Las Vegas Sun

May 14, 2024

GOP sees foundations as the menace in federal land restrictions

WASHINGTON - The House GOP has been taking on Democrats, President Clinton and environmental groups for years in their fight to keep federal land available for recreationists, cattlemen and loggers.

But now the lawmakers are taking aim at a new target they see as an increasingly powerful menace: foundations.

Organizations such as The Pew Charitable Trusts and Turner Foundation are pouring millions of dollars into environmental groups, which launch campaigns and use White House access to influence natural resource policy decisions, GOP lawmakers and foundation critics say.

The environmental groups - while well-funded and powerful - don't represent a broad base of people and are accountable only to foundations that fund them, said Rep. Helen Chenoweth-Hage, R-Idaho.

"This is a malignant mess and the metastasis is growing very quickly," said Chenoweth-Hage, who chairs a House Resources Committee panel that held a hearing on foundations earlier this month.

Ron Arnold, executive vice president of a Bellevue, Wash., non-profit group, said foundations, environmentalists and federal agencies form an "iron triangle" that unfairly influences policy to devastate local economies and private property.

"This is an intolerable program of rural cleansing," Arnold, of the Center for the Defense of Free Enterprise, said at the hearing. "Foundations are not accountable to anyone. They are totally unregulated."

Political attacks on foundations are not new, but Democrats and environmentalists say the GOP has little to gain.

Foundations' practice of giving grants to environmental groups is not only legal, they say, but fairly typical of what foundations do for a score of causes - liberal and conservative - from education and health care to property rights and religious freedom.

A Portland, Ore., environmentalist whose group has received foundation money dismissed Chenoweth-Hage's effort as a "groundless witch hunt" designed to squelch public participation in government.

"The Resources Committee's desperate inquisition is little more than an attack on democracy," said Ken Rait, director of the Heritage Forests Campaign.

Rep. Adam Smith of Washington state, the ranking Democrat on the forests and forest health panel that Chenoweth-Hage chairs, said corporations form trusts dedicated to extracting natural resources.

"It's not fair to stand up here and say, 'How dare these folks advocate for a position,"' Smith said. "What should be the policy - are we saying the Pew Trusts doesn't have the right to exist?"

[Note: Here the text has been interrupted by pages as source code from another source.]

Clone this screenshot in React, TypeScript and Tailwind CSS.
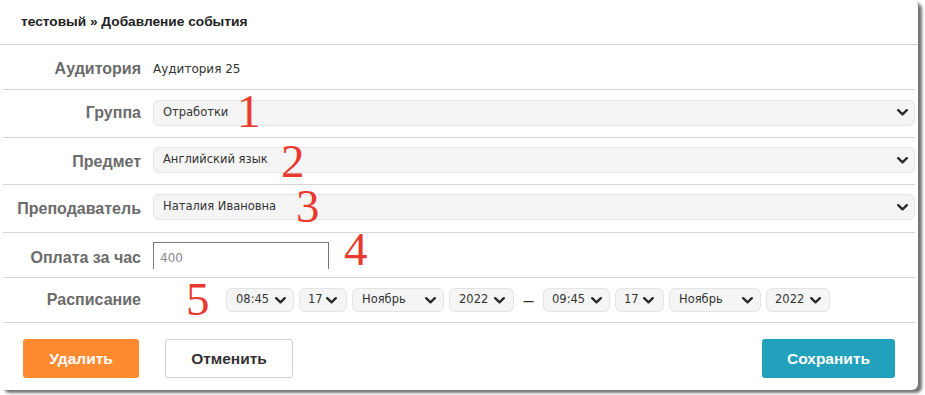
import React from 'react';

const sans = { fontFamily: '"Liberation Sans", Arial, sans-serif' };

const Chevron = () => (
  <svg width="11" height="7" viewBox="0 0 11 7" className="shrink-0">
    <path d="M1.2 1.2 L5.5 5.3 L9.8 1.2" fill="none" stroke="#2b2b2b" strokeWidth="2.4" strokeLinecap="round" strokeLinejoin="round" />
  </svg>
);

interface SelectProps {
  value: string;
  className?: string;
}

const FakeSelect = ({ value, className = '' }: SelectProps) => (
  <div
    className={`flex items-center justify-between rounded-[6px] border border-[#e4e4e4] bg-[#f5f5f5] text-[11.5px] text-[#333] font-['DejaVu_Sans',sans-serif] ${className}`}
  >
    <span>{value}</span>
    <Chevron />
  </div>
);

const Label = ({ children }: { children: React.ReactNode }) => (
  <div className="w-[138px] shrink-0 text-right text-[16px] font-bold leading-[20px] text-[#6b6b6b] font-['Liberation_Sans',Arial,sans-serif]">
    {children}
  </div>
);

const Mark = ({ n, className }: { n: string; className: string }) => (
  <span className={`absolute text-[47px] leading-none text-[#e8392e] font-['Liberation_Serif',serif] ${className}`}>
    {n}
  </span>
);

const App = () => {
  return (
    <div className="relative w-[925px] h-[395px] bg-white overflow-hidden">
      <div className="w-[918px] h-[390px] bg-white rounded-[6px] shadow-[4px_3px_3px_rgba(0,0,0,0.55)] flex flex-col">
        <div className="h-[45px] shrink-0 border-b border-[#d2d2d2] flex items-center pl-[21px] text-[13.7px] font-bold text-[#222]" style={sans}>
          тестовый » Добавление события
        </div>

        <div className="px-[3px]">
          <div className="h-[45px] flex items-center gap-[12px] border-b border-[#d6d6d6] pt-[3px]">
            <Label>Аудитория</Label>
            <span className="text-[12px] text-[#333] font-['DejaVu_Sans',sans-serif]">Аудитория 25</span>
          </div>

          <div className="h-[48px] flex items-center gap-[12px] border-b border-[#d6d6d6] pb-[2px]">
            <Label>Группа</Label>
            <FakeSelect value="Отработки" className="flex-1 h-[26px] pl-[9px] pr-[6px]" />
          </div>

          <div className="h-[47px] flex items-center gap-[12px] border-b border-[#d6d6d6] pb-[2px]">
            <Label><span className="inline-block pt-[4px]">Предмет</span></Label>
            <FakeSelect value="Английский язык" className="flex-1 h-[26px] pl-[9px] pr-[6px]" />
          </div>

          <div className="h-[48px] flex items-center gap-[12px] border-b border-[#d6d6d6] pb-[3px]">
            <Label><span className="inline-block pt-[4px]">Преподаватель</span></Label>
            <FakeSelect value="Наталия Ивановна" className="flex-1 h-[26px] pl-[9px] pr-[6px]" />
          </div>

          <div className="h-[45px] flex items-end gap-[12px] border-b border-[#d6d6d6] pb-[8px]">
            <Label><span className="inline-block pb-[1px]">Оплата за час</span></Label>
            <div className="w-[176px] h-[27px] border border-b-0 border-[#777] flex items-center pl-[6px] pt-[3px] text-[12px] text-[#8a8a8a] font-['DejaVu_Sans',sans-serif]">
              400
            </div>
          </div>

          <div className="h-[45px] flex items-center gap-[12px] border-b border-[#d6d6d6]">
            <Label>Расписание</Label>
            <div className="flex items-center gap-[5px] pl-[73px]">
              <FakeSelect value="08:45" className="w-[68px] h-[24px] pl-[9px] pr-[7px]" />
              <FakeSelect value="17" className="w-[48px] h-[24px] pl-[8px] pr-[9px]" />
              <FakeSelect value="Ноябрь" className="w-[92px] h-[24px] pl-[9px] pr-[7px]" />
              <FakeSelect value="2022" className="w-[65px] h-[24px] pl-[9px] pr-[8px]" />
              <span className="w-[19px] text-center text-[18px] leading-none text-[#333] font-['Liberation_Sans',sans-serif]">–</span>
              <FakeSelect value="09:45" className="w-[67px] h-[24px] pl-[8px] pr-[7px]" />
              <FakeSelect value="17" className="w-[49px] h-[24px] pl-[8px] pr-[9px]" />
              <FakeSelect value="Ноябрь" className="w-[92px] h-[24px] pl-[9px] pr-[7px]" />
              <FakeSelect value="2022" className="w-[64px] h-[24px] pl-[8px] pr-[8px]" />
            </div>
          </div>
        </div>

        <div className="flex items-center justify-between px-[23px] pt-[16px]" style={sans}>
          <div className="flex items-center gap-[26px]">
            <button className="w-[116px] h-[39px] rounded-[3px] bg-[#ff8a30] text-white text-[15.5px] font-bold">
              Удалить
            </button>
            <button className="w-[128px] h-[39px] rounded-[3px] border border-[#cfcfcf] bg-white text-[#333] text-[15.5px] font-bold">
              Отменить
            </button>
          </div>
          <button className="w-[133px] h-[39px] rounded-[3px] bg-[#21a1bb] text-white text-[15.5px] font-bold">
            Сохранить
          </button>
        </div>
      </div>

      <Mark n="1" className="left-[237px] top-[88px]" />
      <Mark n="2" className="left-[281px] top-[138px]" />
      <Mark n="3" className="left-[296px] top-[183px]" />
      <Mark n="4" className="left-[344px] top-[226px]" />
      <Mark n="5" className="left-[186px] top-[276px]" />
    </div>
  );
};

export default App;
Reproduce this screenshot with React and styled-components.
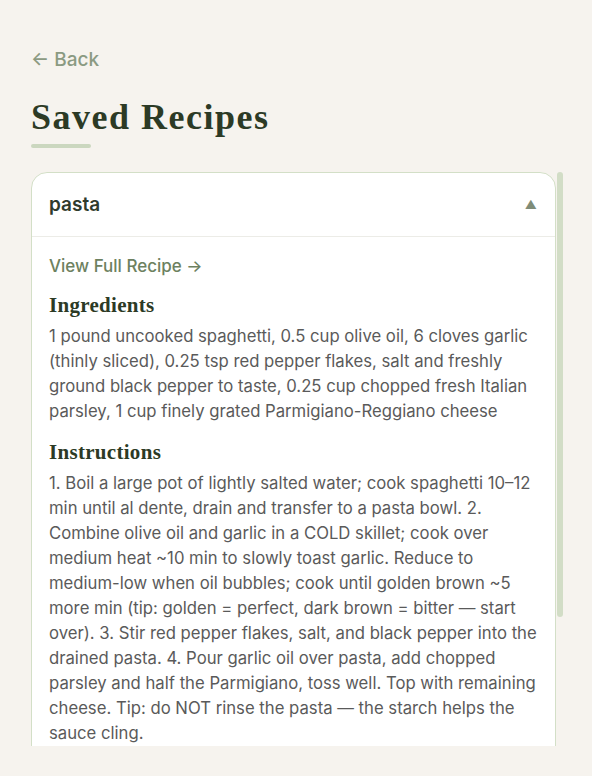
import React from "react";
import styled, { createGlobalStyle } from "styled-components";

const Global = createGlobalStyle`
  html, body { margin: 0; padding: 0; background: #f6f3ee; }
  body { font-family: Inter, "Noto Sans", sans-serif; -webkit-font-smoothing: antialiased; }
  * { box-sizing: border-box; }
`;

const Page = styled.main`
  width: 592px;
  height: 776px;
  padding: 48px 28px 0 31px;
  display: flex;
  flex-direction: column;
  overflow: hidden;
`;

const BackLink = styled.a`
  font-family: Inter, sans-serif;
  font-size: 19px;
  font-weight: 500;
  line-height: 24px;
  color: #8b9a82;
  text-decoration: none;
  align-self: flex-start;
`;

const Title = styled.h1`
  margin: 23px 0 0;
  font-family: "Liberation Serif", serif;
  font-weight: 700;
  font-size: 36px;
  line-height: 44px;
  letter-spacing: 1.5px;
  color: #2c3a25;
`;

const TitleBar = styled.div`
  width: 60px;
  height: 4px;
  margin-top: 5px;
  border-radius: 2px;
  background: #cbd7bf;
`;

const ScrollFrame = styled.div`
  margin-top: 24px;
  width: 533px;
  height: 574px;
  flex-shrink: 0;
  display: flex;
  align-items: flex-start;
`;

const Viewport = styled.div`
  width: 525px;
  height: 100%;
  overflow: hidden;
`;

const Rail = styled.div`
  width: 8px;
  height: 100%;
  display: flex;
  flex-direction: column;
  padding-left: 1px;
`;

const Thumb = styled.div`
  width: 6px;
  height: ${(p) => p.$size}px;
  border-radius: 3px;
  background: #d2ddc6;
`;

const Card = styled.section`
  background: #ffffff;
  border: 1.5px solid #d3dfc7;
  border-radius: 16px;
  overflow: hidden;
`;

const CardHeader = styled.div`
  height: 64px;
  padding: 0 18px 0 17px;
  display: flex;
  align-items: center;
  justify-content: space-between;
  border-bottom: 1px solid #ecece7;
`;

const CardName = styled.span`
  font-size: 19px;
  font-weight: 600;
  color: #2f3a2c;
`;

const Caret = styled.span`
  font-size: 12px;
  color: #7f8c78;
  line-height: 1;
`;

const CardBody = styled.div`
  padding: 19px 18px 24px 17px;
`;

const FullLink = styled.a`
  display: block;
  font-size: 17px;
  font-weight: 500;
  line-height: 20px;
  color: #6d8160;
  text-decoration: none;
`;

const SectionTitle = styled.h3`
  margin: ${(p) => p.$gap}px 0 6px;
  font-family: "Liberation Serif", serif;
  font-weight: 700;
  font-size: 21px;
  line-height: 26px;
  letter-spacing: 0.3px;
  color: #2c3a25;
`;

const Text = styled.p`
  margin: 0;
  font-size: 16.7px;
  line-height: 25px;
  color: #5a5a5a;
`;

const NoBreak = styled.span`
  white-space: nowrap;
`;

export default function App() {
  return (
    <>
      <Global />
      <Page>
        <BackLink href="#">← Back</BackLink>
        <Title>Saved Recipes</Title>
        <TitleBar />
        <ScrollFrame>
          <Viewport>
            <Card>
              <CardHeader>
                <CardName>pasta</CardName>
                <Caret>▲</Caret>
              </CardHeader>
              <CardBody>
                <FullLink href="#">View Full Recipe →</FullLink>
                <SectionTitle $gap={16}>Ingredients</SectionTitle>
                <Text>
                  1 pound uncooked spaghetti, 0.5 cup olive oil, 6 cloves garlic (thinly sliced), 0.25 tsp red pepper flakes, salt and freshly ground black pepper to taste, 0.25 cup chopped fresh Italian parsley, 1 cup finely grated Parmigiano-Reggiano cheese
                </Text>
                <SectionTitle $gap={15}>Instructions</SectionTitle>
                <Text>
                  1. Boil a large pot of lightly salted water; cook spaghetti <NoBreak>10–12</NoBreak> min until al dente, drain and transfer to a pasta bowl. 2. Combine olive oil and garlic in a COLD skillet; cook over medium heat ~10 min to slowly toast garlic. Reduce to medium-low when oil bubbles; cook until golden brown ~5 more min (tip: golden = perfect, dark brown = bitter — start over). 3. Stir red pepper flakes, salt, and black pepper into the drained pasta. 4. Pour garlic oil over pasta, add chopped parsley and half the Parmigiano, toss well. Top with remaining cheese. Tip: do NOT rinse the pasta — the starch helps the sauce cling.
                </Text>
              </CardBody>
            </Card>
          </Viewport>
          <Rail>
            <Thumb $size={445} />
          </Rail>
        </ScrollFrame>
      </Page>
    </>
  );
}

No one disputes, however, that environmental groups rely on multimillion-dollar donations from foundations to fund sophisticated, high-tech campaigns geared to influence policy makers and the public.

Bruce Lovelin, executive director of a Portland, Ore.-based river industries group, last summer tried to publicize the fact that foundations had given millions of dollars to salmon restoration groups.

Lovelin of the Columbia River Alliance said he raised the issue not to say that foundations were doing anything wrong, but to try to knock down perceptions that environmentalists are the Davids facing industrial Goliaths.

"They've got the cash and we don't," Lovelin said. "We're just being out-funded out here in the Pacific Northwest on these salmon issues."

But Dan Beard, senior vice president at the National Audubon Society in Washington, D.C., said even with the foundation grants to environmentalists, resource extraction groups have the upper hand with money.

"I have always felt that in this town on environmental issues it was a contest between the peanut and the elephant," Beard said. "We're the peanut."

Pew, a Philadelphia-based foundation with $4.9 billion in assets, has especially been a GOP target.

The organization gave nearly $3.5 million to finance the Heritage Forests Campaign, which has pushed for a rule-making process that could protect up to 50 million acres of already roadless federal forests.

GOP lawmakers, recreationists and other land users view the process, announced last October by President Clinton, as a federal land grab that attempts to sidestep Congress.

In hearings and reports since Clinton announced the plan, GOP lawmakers have carefully structured a case to argue the rulemaking is not only flawed but illegal.

"The roadless initiative was hatched in a back room with special interests," Sen. Conrad Burns, R-Mont., said at a hearing Tuesday.

The complaints could lay the groundwork for legislation to revamp the plan and lawsuits to derail it.

But Joshua Reichert, director of the environment program at Pew, said he was befuddled by Chenoweth-Hage's hearing.

Reichert said the foundation's job is to help the public better understand the nature of the roadless debate. He said the success of the initiative so far has more to do with the public support for protecting forests than the influence of any particular group.

"Congress has given us and other foundations in the country the right to do what we do on issues that we care about - and we care about wilderness," Reichert said.